START DATA EXCERPT
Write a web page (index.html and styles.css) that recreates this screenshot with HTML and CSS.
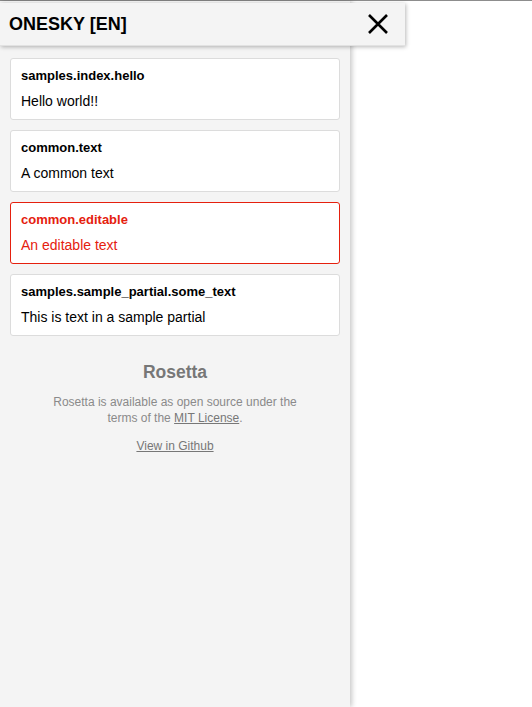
FILE: index.html
```html
<!DOCTYPE html>
<html>
<head>
<meta charset="utf-8">
<link rel="stylesheet" href="styles.css">
</head>
<body>
<div class="topline"></div>
<aside class="sidebar">
  <header class="header">
    <h1 class="title">ONESKY [EN]</h1>
    <button class="close" aria-label="Close">
      <svg width="22" height="22" viewBox="0 0 22 22"><path d="M2 2 L20 20 M20 2 L2 20" stroke="#000" stroke-width="2.6" fill="none"/></svg>
    </button>
  </header>
  <div class="list">
    <div class="card">
      <div class="key">samples.index.hello</div>
      <div class="value">Hello world!!</div>
    </div>
    <div class="card">
      <div class="key">common.text</div>
      <div class="value">A common text</div>
    </div>
    <div class="card card-active">
      <div class="key">common.editable</div>
      <div class="value">An editable text</div>
    </div>
    <div class="card">
      <div class="key">samples.sample_partial.some_text</div>
      <div class="value">This is text in a sample partial</div>
    </div>
  </div>
  <footer class="footer">
    <h2 class="brand">Rosetta</h2>
    <p class="desc">Rosetta is available as open source under the terms of the <a href="#">MIT License</a>.</p>
    <p class="gh"><a href="#">View in Github</a></p>
  </footer>
</aside>
</body>
</html>
```
FILE: styles.css
```css
html, body {
  margin: 0;
  padding: 0;
  background: #fff;
  font-family: "Liberation Sans", Arial, Helvetica, sans-serif;
}
.topline {
  height: 1px;
  background: #8d8d8d;
}
.sidebar {
  width: 350px;
  min-height: calc(100vh - 1px);
  background: #f4f4f4;
  box-shadow: 2px 0 5px rgba(0, 0, 0, 0.22);
  box-sizing: border-box;
  padding-top: 2px;
}
.header {
  position: relative;
  z-index: 2;
  width: 405px;
  height: 43px;
  box-sizing: border-box;
  background: #f4f4f4;
  border-bottom: 1px solid #e2e2e2;
  box-shadow: 1px 1px 4px rgba(0, 0, 0, 0.28);
  display: flex;
  align-items: center;
  justify-content: space-between;
  padding: 0 16px 0 9px;
}
.title {
  margin: 0;
  font-size: 18px;
  font-weight: bold;
  color: #000;
  line-height: 22px;
}
.close {
  border: 0;
  background: none;
  padding: 0;
  width: 22px;
  height: 22px;
  display: flex;
  cursor: pointer;
}
.list {
  display: flex;
  flex-direction: column;
  gap: 10px;
  padding: 12px 10px 0;
}
.card {
  background: #fff;
  border: 1px solid #dcdcdc;
  border-radius: 3px;
  padding: 9px 10px 9px;
  color: #000;
}
.key {
  font-size: 13px;
  line-height: 15px;
  font-weight: bold;
  margin-bottom: 10px;
}
.value {
  font-size: 14px;
  line-height: 17px;
}
.card-active {
  border-color: #e5200e;
  color: #e5200e;
}
.footer {
  text-align: center;
  padding-top: 26px;
}
.brand {
  margin: 0;
  font-size: 17.5px;
  line-height: 20px;
  font-weight: bold;
  color: #777;
}
.desc {
  margin: 12px auto 0;
  max-width: 256px;
  font-size: 12px;
  line-height: 16px;
  color: #8a8a8a;
}
.desc a, .gh a {
  color: #777;
  text-decoration: underline;
}
.gh {
  margin: 12px 0 0;
  font-size: 12px;
  line-height: 16px;
}
```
END DATA EXCERPT
_EXERCISE GOAL_
Which lines of the material contain the string "index"? List each of them.

_EXERCISE RESPONSE_
Write a web page (index.html and styles.css) that recreates this screenshot with HTML and CSS.
FILE: index.html
      <div class="key">samples.index.hello</div>
  z-index: 2;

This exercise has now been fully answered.